Check every line of the material below for the string "Generate", and return the ones that have it.

-- START OF Information supplied --

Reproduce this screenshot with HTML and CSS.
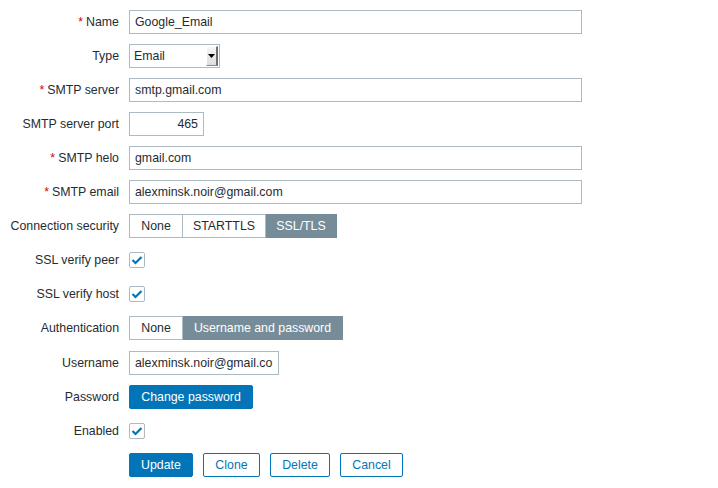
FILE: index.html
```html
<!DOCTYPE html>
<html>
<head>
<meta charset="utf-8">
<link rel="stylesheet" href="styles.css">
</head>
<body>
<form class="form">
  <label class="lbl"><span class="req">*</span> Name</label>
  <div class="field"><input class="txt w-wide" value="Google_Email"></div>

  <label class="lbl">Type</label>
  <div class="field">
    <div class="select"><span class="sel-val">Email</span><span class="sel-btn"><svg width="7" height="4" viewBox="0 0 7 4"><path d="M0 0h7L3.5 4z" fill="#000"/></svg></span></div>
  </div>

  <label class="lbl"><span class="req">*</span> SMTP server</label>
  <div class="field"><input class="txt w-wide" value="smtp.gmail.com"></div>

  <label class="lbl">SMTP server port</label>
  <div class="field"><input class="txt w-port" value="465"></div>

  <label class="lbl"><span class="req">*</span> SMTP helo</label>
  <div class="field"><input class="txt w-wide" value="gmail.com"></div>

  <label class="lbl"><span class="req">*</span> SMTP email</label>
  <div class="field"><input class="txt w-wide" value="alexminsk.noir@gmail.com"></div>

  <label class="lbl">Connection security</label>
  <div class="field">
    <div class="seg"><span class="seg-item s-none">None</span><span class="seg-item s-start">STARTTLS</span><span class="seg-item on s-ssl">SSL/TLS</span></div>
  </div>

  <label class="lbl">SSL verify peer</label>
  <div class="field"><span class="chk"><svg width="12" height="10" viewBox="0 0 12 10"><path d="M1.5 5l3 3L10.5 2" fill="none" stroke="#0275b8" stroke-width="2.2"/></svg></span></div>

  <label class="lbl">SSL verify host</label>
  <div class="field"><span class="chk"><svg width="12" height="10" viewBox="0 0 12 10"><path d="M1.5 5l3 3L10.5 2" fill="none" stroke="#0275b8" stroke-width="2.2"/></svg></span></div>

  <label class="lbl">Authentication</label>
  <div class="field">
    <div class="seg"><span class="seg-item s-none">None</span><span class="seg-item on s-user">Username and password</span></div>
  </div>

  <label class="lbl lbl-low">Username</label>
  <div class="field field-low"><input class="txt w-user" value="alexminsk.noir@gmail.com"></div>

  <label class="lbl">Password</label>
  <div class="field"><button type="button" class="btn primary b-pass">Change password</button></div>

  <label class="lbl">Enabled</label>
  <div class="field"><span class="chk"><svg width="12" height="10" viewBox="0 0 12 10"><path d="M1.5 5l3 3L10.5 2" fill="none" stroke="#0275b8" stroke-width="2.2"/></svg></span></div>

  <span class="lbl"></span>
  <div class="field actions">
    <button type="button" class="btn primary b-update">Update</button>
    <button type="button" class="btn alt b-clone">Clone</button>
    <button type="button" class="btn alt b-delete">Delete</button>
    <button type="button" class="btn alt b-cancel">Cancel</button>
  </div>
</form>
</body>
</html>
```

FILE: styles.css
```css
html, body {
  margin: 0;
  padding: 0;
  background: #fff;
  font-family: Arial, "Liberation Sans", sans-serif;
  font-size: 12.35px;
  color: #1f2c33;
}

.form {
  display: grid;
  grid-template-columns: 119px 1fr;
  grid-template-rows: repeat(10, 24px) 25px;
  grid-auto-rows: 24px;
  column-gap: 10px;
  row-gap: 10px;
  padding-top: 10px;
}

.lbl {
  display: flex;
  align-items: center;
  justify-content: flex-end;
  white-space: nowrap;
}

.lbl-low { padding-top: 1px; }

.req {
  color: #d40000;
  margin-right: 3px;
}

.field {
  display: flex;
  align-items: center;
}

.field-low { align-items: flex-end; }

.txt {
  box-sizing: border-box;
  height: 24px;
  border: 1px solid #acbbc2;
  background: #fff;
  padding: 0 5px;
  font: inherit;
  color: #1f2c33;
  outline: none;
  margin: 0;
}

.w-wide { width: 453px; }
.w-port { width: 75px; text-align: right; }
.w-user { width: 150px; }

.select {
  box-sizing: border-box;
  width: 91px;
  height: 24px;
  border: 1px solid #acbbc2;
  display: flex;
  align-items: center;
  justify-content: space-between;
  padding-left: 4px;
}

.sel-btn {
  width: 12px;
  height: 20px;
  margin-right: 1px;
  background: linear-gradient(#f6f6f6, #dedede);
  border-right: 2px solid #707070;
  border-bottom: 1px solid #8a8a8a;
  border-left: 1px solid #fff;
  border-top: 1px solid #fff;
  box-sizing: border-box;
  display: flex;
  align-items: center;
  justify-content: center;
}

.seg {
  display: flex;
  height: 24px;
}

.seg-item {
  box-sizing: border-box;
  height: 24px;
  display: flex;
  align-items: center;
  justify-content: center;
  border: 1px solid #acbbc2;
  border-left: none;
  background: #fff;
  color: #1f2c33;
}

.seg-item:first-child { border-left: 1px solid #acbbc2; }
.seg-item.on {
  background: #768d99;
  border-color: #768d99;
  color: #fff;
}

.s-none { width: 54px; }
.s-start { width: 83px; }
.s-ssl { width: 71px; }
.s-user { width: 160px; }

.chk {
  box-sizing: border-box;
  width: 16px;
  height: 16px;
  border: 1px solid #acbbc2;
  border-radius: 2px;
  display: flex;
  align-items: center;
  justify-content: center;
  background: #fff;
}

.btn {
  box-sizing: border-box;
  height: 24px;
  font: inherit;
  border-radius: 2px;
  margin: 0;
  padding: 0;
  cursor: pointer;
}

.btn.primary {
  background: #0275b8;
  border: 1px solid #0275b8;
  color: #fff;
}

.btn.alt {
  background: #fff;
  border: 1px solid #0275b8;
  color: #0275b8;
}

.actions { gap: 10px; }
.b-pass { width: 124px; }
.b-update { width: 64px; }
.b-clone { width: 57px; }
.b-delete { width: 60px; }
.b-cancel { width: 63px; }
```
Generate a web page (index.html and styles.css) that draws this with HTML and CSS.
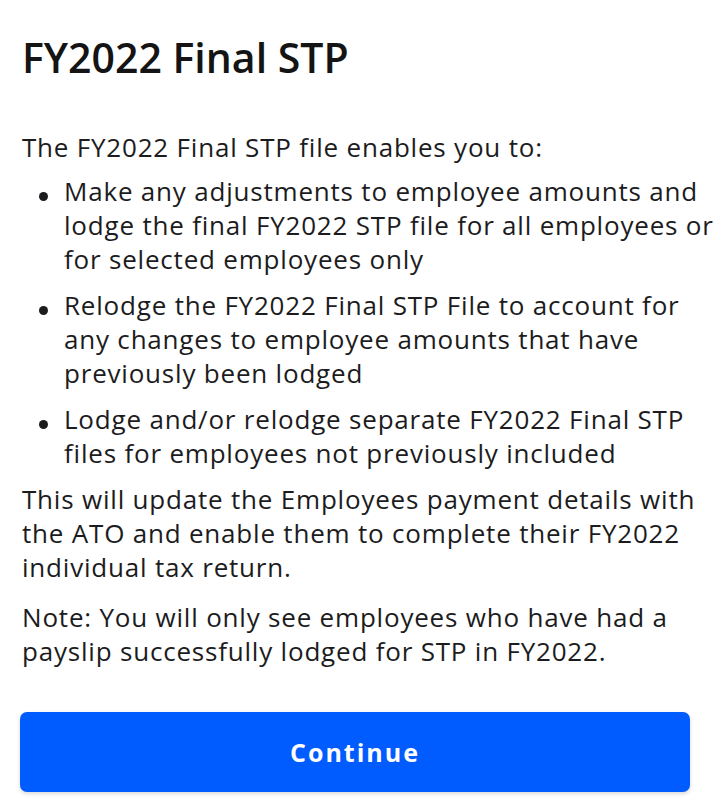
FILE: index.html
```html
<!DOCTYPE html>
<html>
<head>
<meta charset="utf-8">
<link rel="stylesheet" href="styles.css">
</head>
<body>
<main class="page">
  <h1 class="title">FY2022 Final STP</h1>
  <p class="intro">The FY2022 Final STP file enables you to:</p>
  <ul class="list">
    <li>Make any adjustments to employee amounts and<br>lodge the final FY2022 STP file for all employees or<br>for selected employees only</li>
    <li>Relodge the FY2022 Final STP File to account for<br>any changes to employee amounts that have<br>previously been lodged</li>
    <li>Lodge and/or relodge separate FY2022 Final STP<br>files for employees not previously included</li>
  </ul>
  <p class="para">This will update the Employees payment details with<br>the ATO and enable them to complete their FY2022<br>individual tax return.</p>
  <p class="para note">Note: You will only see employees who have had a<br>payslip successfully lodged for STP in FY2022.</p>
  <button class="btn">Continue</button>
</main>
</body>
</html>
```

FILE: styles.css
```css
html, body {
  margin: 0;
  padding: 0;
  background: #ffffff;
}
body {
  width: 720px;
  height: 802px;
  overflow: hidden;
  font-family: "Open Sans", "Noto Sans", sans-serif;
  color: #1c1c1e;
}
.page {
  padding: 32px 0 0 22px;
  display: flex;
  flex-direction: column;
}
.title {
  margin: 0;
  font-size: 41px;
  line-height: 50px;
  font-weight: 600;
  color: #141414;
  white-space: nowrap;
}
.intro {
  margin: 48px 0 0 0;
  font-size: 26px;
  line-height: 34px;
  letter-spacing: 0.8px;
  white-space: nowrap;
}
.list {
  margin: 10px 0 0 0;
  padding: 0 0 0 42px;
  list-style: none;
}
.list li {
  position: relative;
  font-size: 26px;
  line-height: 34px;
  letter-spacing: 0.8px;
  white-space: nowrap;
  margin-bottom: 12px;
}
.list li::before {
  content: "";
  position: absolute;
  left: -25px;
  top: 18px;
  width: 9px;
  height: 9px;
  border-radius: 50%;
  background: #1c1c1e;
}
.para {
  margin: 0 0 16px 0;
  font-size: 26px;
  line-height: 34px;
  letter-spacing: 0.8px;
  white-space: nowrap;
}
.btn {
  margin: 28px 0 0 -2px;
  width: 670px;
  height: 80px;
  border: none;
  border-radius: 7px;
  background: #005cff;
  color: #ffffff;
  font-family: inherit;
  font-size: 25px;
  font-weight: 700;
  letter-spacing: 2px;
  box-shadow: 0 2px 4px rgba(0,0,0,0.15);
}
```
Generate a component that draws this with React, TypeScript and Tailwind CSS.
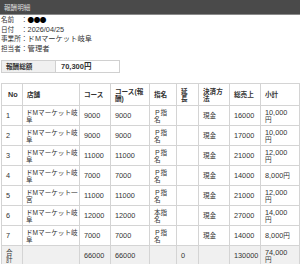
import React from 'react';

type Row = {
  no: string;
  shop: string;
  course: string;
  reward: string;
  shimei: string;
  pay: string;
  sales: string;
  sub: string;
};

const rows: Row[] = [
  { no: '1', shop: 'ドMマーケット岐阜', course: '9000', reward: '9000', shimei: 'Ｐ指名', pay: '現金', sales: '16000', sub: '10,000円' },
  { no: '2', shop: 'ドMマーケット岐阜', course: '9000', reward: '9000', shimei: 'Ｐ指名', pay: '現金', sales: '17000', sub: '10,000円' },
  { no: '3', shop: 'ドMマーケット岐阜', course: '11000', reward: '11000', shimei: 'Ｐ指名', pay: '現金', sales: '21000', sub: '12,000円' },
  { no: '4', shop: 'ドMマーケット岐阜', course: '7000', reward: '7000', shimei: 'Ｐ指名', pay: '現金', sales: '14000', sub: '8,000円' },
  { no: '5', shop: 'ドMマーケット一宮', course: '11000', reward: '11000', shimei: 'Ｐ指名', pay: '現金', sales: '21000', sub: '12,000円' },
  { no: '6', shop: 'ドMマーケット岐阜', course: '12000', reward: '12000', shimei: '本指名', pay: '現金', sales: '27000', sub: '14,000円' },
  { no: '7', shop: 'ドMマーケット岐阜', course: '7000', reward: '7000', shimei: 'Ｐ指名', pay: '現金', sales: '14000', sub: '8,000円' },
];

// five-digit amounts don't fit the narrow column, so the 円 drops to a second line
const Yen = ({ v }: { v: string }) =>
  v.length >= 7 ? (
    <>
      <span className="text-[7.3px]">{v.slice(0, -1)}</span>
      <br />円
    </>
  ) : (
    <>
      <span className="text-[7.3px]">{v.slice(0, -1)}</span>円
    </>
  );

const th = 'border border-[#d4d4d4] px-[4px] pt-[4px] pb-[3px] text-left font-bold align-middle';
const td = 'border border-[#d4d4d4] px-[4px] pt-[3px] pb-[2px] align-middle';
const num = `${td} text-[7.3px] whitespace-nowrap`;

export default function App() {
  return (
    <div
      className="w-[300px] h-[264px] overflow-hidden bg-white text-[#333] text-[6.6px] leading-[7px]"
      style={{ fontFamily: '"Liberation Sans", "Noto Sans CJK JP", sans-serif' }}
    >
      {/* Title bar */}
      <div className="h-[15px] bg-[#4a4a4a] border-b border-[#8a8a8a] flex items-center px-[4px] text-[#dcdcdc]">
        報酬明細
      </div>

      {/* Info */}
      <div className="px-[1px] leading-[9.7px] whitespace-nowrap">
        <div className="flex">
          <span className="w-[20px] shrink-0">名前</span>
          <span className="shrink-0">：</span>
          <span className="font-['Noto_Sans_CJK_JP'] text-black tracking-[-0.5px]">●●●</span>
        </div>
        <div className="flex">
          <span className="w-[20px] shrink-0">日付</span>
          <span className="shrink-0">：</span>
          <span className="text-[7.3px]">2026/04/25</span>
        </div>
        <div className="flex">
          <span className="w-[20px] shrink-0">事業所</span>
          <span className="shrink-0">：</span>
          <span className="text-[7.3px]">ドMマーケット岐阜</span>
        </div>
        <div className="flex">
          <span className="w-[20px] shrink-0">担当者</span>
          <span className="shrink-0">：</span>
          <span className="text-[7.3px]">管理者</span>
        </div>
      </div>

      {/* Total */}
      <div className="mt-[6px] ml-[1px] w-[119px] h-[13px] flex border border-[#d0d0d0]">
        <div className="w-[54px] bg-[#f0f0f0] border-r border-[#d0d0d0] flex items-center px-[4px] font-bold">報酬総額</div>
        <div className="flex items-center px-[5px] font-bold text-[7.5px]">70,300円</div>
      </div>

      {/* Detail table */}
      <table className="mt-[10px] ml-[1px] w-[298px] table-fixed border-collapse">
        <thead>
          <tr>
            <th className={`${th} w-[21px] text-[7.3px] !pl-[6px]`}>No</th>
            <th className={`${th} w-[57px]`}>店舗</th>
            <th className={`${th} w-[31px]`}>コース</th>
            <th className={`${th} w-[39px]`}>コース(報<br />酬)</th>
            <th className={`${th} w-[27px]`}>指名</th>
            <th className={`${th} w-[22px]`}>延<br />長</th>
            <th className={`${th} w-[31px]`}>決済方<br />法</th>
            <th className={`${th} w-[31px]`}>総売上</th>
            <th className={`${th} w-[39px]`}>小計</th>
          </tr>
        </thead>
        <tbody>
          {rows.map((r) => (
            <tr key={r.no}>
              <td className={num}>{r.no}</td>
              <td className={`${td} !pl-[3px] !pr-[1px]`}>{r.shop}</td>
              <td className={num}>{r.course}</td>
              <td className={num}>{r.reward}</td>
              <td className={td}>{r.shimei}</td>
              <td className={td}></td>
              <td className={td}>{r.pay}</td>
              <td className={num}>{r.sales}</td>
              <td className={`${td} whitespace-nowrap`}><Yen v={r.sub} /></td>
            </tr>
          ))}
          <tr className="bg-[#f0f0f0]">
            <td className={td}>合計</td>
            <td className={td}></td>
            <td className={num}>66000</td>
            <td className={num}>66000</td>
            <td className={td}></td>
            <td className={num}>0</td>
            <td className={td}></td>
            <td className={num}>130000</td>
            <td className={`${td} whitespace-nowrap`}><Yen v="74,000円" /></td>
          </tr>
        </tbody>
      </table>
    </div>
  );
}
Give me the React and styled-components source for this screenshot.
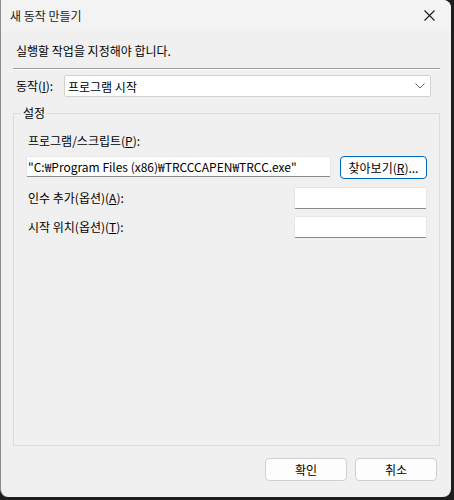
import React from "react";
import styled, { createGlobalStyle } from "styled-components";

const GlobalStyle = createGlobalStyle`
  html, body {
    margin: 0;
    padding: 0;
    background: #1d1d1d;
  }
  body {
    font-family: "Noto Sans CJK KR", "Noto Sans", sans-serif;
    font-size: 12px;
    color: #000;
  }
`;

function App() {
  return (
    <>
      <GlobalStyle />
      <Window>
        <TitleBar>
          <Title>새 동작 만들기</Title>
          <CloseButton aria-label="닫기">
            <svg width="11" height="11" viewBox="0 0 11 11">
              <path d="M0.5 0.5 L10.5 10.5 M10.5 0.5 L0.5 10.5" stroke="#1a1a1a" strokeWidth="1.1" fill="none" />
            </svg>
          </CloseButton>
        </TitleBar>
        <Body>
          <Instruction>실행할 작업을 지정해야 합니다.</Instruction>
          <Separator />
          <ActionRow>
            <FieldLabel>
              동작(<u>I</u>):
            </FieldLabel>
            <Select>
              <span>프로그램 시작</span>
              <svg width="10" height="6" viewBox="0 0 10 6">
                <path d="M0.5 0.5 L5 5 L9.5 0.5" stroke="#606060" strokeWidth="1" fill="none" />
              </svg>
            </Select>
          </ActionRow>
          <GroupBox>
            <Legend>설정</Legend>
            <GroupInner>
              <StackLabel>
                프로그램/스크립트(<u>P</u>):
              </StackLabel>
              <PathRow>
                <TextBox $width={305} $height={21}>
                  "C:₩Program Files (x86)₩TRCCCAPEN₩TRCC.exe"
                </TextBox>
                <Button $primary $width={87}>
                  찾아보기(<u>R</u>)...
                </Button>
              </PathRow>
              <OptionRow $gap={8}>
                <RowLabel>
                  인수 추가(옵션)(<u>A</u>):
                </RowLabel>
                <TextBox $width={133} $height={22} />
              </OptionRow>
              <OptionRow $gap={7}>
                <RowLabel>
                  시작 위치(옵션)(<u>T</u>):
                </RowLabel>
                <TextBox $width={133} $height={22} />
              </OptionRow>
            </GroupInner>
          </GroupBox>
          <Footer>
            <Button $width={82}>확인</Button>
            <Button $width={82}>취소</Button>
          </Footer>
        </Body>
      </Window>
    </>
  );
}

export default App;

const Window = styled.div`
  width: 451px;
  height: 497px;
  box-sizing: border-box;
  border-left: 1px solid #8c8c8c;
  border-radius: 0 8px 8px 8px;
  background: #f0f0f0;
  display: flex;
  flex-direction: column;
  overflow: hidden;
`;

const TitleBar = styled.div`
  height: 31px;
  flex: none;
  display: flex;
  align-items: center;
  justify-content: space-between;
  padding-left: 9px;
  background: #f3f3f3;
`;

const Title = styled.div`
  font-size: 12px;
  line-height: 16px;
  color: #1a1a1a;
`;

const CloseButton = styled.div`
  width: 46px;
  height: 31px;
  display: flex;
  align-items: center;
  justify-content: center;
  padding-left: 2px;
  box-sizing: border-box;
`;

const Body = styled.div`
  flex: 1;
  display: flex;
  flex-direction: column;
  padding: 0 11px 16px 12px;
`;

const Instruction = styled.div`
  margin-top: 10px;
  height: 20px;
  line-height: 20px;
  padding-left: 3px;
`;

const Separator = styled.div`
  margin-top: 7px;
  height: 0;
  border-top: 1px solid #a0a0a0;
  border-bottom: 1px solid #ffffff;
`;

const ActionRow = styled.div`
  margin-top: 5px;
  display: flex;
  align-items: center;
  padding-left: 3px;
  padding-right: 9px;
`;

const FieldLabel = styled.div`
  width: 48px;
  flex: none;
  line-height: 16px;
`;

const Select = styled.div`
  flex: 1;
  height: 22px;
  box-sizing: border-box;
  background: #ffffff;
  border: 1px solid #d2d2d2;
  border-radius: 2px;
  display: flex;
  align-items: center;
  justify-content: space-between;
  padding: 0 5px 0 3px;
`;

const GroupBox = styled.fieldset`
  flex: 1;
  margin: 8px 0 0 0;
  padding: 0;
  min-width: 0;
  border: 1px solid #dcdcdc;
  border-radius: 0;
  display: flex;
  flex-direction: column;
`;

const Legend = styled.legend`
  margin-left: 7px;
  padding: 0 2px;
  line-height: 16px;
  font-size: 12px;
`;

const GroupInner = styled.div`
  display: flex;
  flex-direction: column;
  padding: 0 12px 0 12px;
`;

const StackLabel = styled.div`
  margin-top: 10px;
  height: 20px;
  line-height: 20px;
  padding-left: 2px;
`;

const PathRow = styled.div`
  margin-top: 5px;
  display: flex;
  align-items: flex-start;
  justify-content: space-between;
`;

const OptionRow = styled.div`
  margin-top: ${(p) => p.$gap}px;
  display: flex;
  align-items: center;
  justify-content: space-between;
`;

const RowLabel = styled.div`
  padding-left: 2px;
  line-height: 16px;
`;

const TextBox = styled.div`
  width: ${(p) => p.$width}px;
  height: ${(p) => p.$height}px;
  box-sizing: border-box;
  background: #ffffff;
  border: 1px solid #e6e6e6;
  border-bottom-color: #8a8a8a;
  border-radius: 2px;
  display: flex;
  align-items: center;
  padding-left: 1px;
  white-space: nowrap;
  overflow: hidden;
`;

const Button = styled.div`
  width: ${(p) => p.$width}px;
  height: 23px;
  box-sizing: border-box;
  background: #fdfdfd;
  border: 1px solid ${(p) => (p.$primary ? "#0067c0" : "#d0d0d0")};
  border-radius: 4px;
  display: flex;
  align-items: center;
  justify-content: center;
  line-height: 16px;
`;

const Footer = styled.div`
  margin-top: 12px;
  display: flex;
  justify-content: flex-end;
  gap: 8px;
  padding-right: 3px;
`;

-- END OF Information supplied --

◆ **Response**:
Generate a web page (index.html and styles.css) that draws this with HTML and CSS.
Generate a component that draws this with React, TypeScript and Tailwind CSS.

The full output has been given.